- Exemption May Require Salary of Over $50,000
- July 8, 2015 | Authors: Eric E. Kinder; King F. Tower
- Law Firms: Spilman Thomas & Battle, PLLC - Charleston Office ; Spilman Thomas & Battle, PLLC - Roanoke Office
The United States Department of Labor (“DOL”) is proposing a significant increase to the salary employers must pay many employees in order to “exempt” them from overtime, a change that would affect the payroll of almost all employers. The Fair Labor Standards Act (“FLSA”) guarantees that most employees will receive time-and-a-half overtime pay for hours worked over 40 in a workweek. The FLSA exempts certain categories of employees from this requirement, especially certain executive, administrative, professional, outside sales and computer employees (these are often called the “white collar” exemptions). To be considered exempt, employees must be paid a minimum amount on a salary basis. Currently, the minimum salary level, which was last updated in 2004, is $455 a week ($23,660 for a full-year worker).

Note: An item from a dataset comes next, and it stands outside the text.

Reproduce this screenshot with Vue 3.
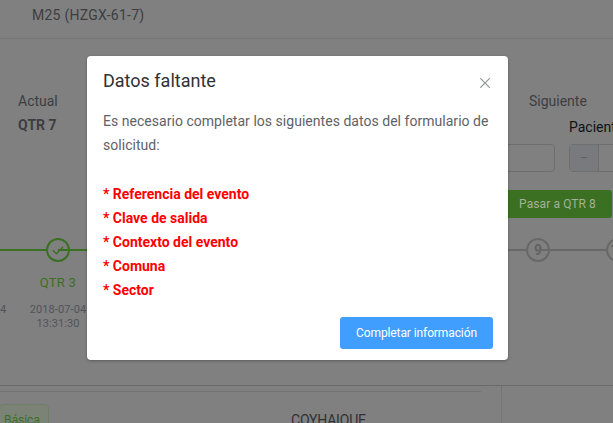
<template>
  <div class="page">
    <header class="topbar">M25 (HZGX-61-7)</header>

    <section class="summary">
      <div class="status-row">
        <div class="current">
          <div class="status-label">Actual</div>
          <div class="status-value">QTR 7</div>
        </div>
        <div class="next">
          <div class="next-label">Siguiente</div>
          <div class="next-fields">
            <div class="text-box"></div>
            <div class="patient">
              <div class="patient-label">Paciente</div>
              <div class="stepper">
                <span class="stepper-btn">–</span>
                <span class="stepper-value"></span>
              </div>
            </div>
          </div>
          <button class="pass-btn">Pasar a QTR 8</button>
        </div>
      </div>

      <div class="timeline">
        <div v-for="step in steps" :key="step.n" class="step" :class="{ done: step.done }">
          <div class="step-circle">
            <svg v-if="step.done" width="12" height="9" viewBox="0 0 12 9">
              <path d="M0.8 4.3 L4.4 7.8 L11.2 0.8" fill="none" stroke="#3b7022" stroke-width="1.3" />
            </svg>
            <span v-else>{{ step.n }}</span>
          </div>
          <div v-if="step.label" class="step-name">{{ step.label }}</div>
          <div v-if="step.date" class="step-date" :class="{ 'no-name': !step.label }">{{ step.date }}<br />{{ step.time }}</div>
        </div>
      </div>
    </section>

    <section class="details">
      <div class="details-main">
        <div class="details-inner">
          <span class="tag">Básica</span>
          <span class="city">COYHAIQUE</span>
        </div>
      </div>
    </section>

    <div class="dialog-wrap">
      <div class="dialog">
        <div class="dialog-head">
          <span class="dialog-title">Datos faltante</span>
          <svg class="close" width="10" height="10" viewBox="0 0 10 10">
            <path d="M0.3 0.3 L9.7 9.7 M9.7 0.3 L0.3 9.7" stroke="#909399" stroke-width="1.2" fill="none" />
          </svg>
        </div>
        <div class="dialog-body">
          <p class="intro">Es necesario completar los siguientes datos del formulario de solicitud:</p>
          <ul class="missing">
            <li v-for="item in missing" :key="item">* {{ item }}</li>
          </ul>
        </div>
        <div class="dialog-foot">
          <button class="primary">Completar información</button>
        </div>
      </div>
    </div>
  </div>
</template>

<script setup>
const missing = ['Referencia del evento', 'Clave de salida', 'Contexto del evento', 'Comuna', 'Sector']

// only what shows around the dialog carries text
const steps = [
  { n: 2, done: true, date: '2018-07-04', time: '' },
  { n: 3, done: true, label: 'QTR 3', date: '2018-07-04', time: '13:31:30' },
  { n: 4, done: true },
  { n: 5, done: true },
  { n: 6, done: true },
  { n: 7, done: true },
  { n: 8, done: false },
  { n: 9, done: false },
  { n: 10, done: false }
]
</script>

<style>
html, body {
  margin: 0;
  overflow: hidden;
}
</style>

<style scoped>
.page {
  position: relative;
  width: 613px;
  height: 423px;
  overflow: hidden;
  background: #808080;
  font-family: Roboto, "Liberation Sans", sans-serif;
  color: #3c3e42;
}

.topbar {
  height: 39px;
  box-sizing: border-box;
  padding: 7px 0 0 32px;
  font-size: 14px;
  line-height: 16px;
  letter-spacing: 0.25px;
  border-bottom: 1px solid #747474;
}

.summary {
  height: 347px;
  box-sizing: border-box;
  border-bottom: 1px solid #6a6a6a;
}

.status-row {
  display: flex;
  justify-content: space-between;
  height: 199px;
  box-sizing: border-box;
  padding: 54px 0 0 18px;
}

.status-label {
  font-size: 14px;
  line-height: 16px;
}

.status-value {
  margin-top: 8px;
  font-size: 14px;
  line-height: 16px;
  font-weight: 700;
}

.next {
  width: 123px;
  margin-right: 1px;
}

.next-label {
  padding-left: 40px;
  font-size: 14px;
  line-height: 16px;
}

.next-fields {
  display: flex;
  gap: 14px;
}

.text-box {
  flex: 0 0 66px;
  height: 28px;
  margin-top: 35px;
  box-sizing: border-box;
  border: 1px solid #6e6e6e;
  border-radius: 4px;
}

.patient {
  flex: none;
}

.patient-label {
  margin-top: 9px;
  font-size: 14px;
  line-height: 18px;
  color: #111;
  white-space: nowrap;
}

.stepper {
  display: flex;
  width: 80px;
  height: 28px;
  box-sizing: border-box;
  margin-top: 8px;
  border: 1px solid #6e6e6e;
  border-radius: 4px;
}

.stepper-btn {
  width: 29px;
  box-sizing: border-box;
  text-align: center;
  line-height: 25px;
  font-size: 13px;
  color: #5f6165;
  background: #787a7d;
  border-right: 1px solid #6e6e6e;
}

.pass-btn {
  display: block;
  width: 109px;
  height: 28px;
  margin: 18px 0 0 auto;
  padding: 0;
  border: none;
  border-radius: 3px;
  background: #3b7022;
  color: #a3b299;
  font-family: inherit;
  font-size: 12px;
  letter-spacing: 0.1px;
}

.timeline {
  display: flex;
  margin-left: -62px;
}

.step {
  flex: 0 0 80px;
  position: relative;
  text-align: center;
}

.step::before {
  content: "";
  position: absolute;
  top: 11px;
  left: -40px;
  width: 80px;
  height: 2px;
  background: #686868;
}

.step.done::before {
  background: #3b7022;
}

.step-circle {
  position: relative;
  width: 24px;
  height: 24px;
  box-sizing: border-box;
  margin: 0 auto;
  display: flex;
  align-items: center;
  justify-content: center;
  border: 2px solid #686868;
  border-radius: 50%;
  background: #808080;
  color: #626262;
  font-size: 14px;
  font-weight: 700;
}

.step.done .step-circle {
  border-color: #3b7022;
}

.step-name {
  margin-top: 13px;
  font-size: 13px;
  line-height: 16px;
  letter-spacing: 0.3px;
  color: #3b7022;
}

.step-date {
  margin-top: 12px;
  font-size: 11px;
  line-height: 14px;
  letter-spacing: 0.1px;
  color: #525458;
  white-space: nowrap;
}

.step-date.no-name {
  margin-top: 41px;
}

.details {
  display: flex;
  height: 37px;
}

.details-main {
  width: 502px;
  box-sizing: border-box;
  padding: 5px 20px 0 0;
  border-right: 1px solid #747474;
}

.details-inner {
  display: flex;
  border-top: 1px solid #747474;
  height: 100%;
}

.tag {
  width: 50px;
  height: 30px;
  box-sizing: border-box;
  margin: 12px 0 0 -1px;
  padding: 7px 0 0 4px;
  border: 1px solid #6f8068;
  border-radius: 4px;
  background: #7b8377;
  color: #3b7022;
  font-size: 12px;
  line-height: 16px;
}

.city {
  margin: 20px 0 0 242px;
  font-size: 14px;
  line-height: 16px;
  letter-spacing: -0.2px;
  color: #303134;
}

.dialog-wrap {
  position: absolute;
  inset: 0;
}

.dialog {
  position: absolute;
  left: 87px;
  top: 56px;
  width: 421px;
  height: 304px;
  box-sizing: border-box;
  display: flex;
  flex-direction: column;
  background: #fff;
  border-radius: 4px;
  box-shadow: 0 1px 3px rgba(0, 0, 0, 0.3);
}

.dialog-head {
  display: flex;
  justify-content: space-between;
  align-items: flex-start;
  padding: 13px 18px 0 16px;
}

.dialog-title {
  font-size: 18px;
  line-height: 24px;
  color: #303133;
}

.close {
  margin-top: 9px;
}

.dialog-body {
  flex: 1;
  padding: 16px 16px 0;
  font-size: 14px;
  line-height: 24px;
  color: #606266;
}

.intro {
  margin: 0;
  letter-spacing: 0.03px;
}

.missing {
  list-style: none;
  margin: 25px 0 0;
  padding: 0;
  color: #ff0000;
  font-weight: 700;
}

.dialog-foot {
  display: flex;
  justify-content: flex-end;
  padding: 0 15px 11px 0;
}

.primary {
  width: 153px;
  height: 32px;
  padding: 0;
  border: none;
  border-radius: 3px;
  background: #409eff;
  color: #fff;
  font-family: inherit;
  font-size: 12px;
  letter-spacing: -0.1px;
}
</style>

The rulemaking announced by the DOL today would increase that threshold to $921 per week (as of 2013) and then increase the threshold annually to keep up with the cost of living. The DOL’s stated goal is to keep the salary threshold at the 40th percentile of weekly earnings across the country. The DOL estimates that the minimum salary to make an employee eligible for exemptions when the rule goes into effect will be $970 per week (or $50,440 for a full year).
This is just an announcement of an intended rule. The DOL’s next step will be to solicit comments about the proposal for the next 60 days. After that, the DOL will issue a final rule, which may or may not change the salary threshold, with an effective date by which all employers must comply. That effective date will likely be in late 2015 or early 2016.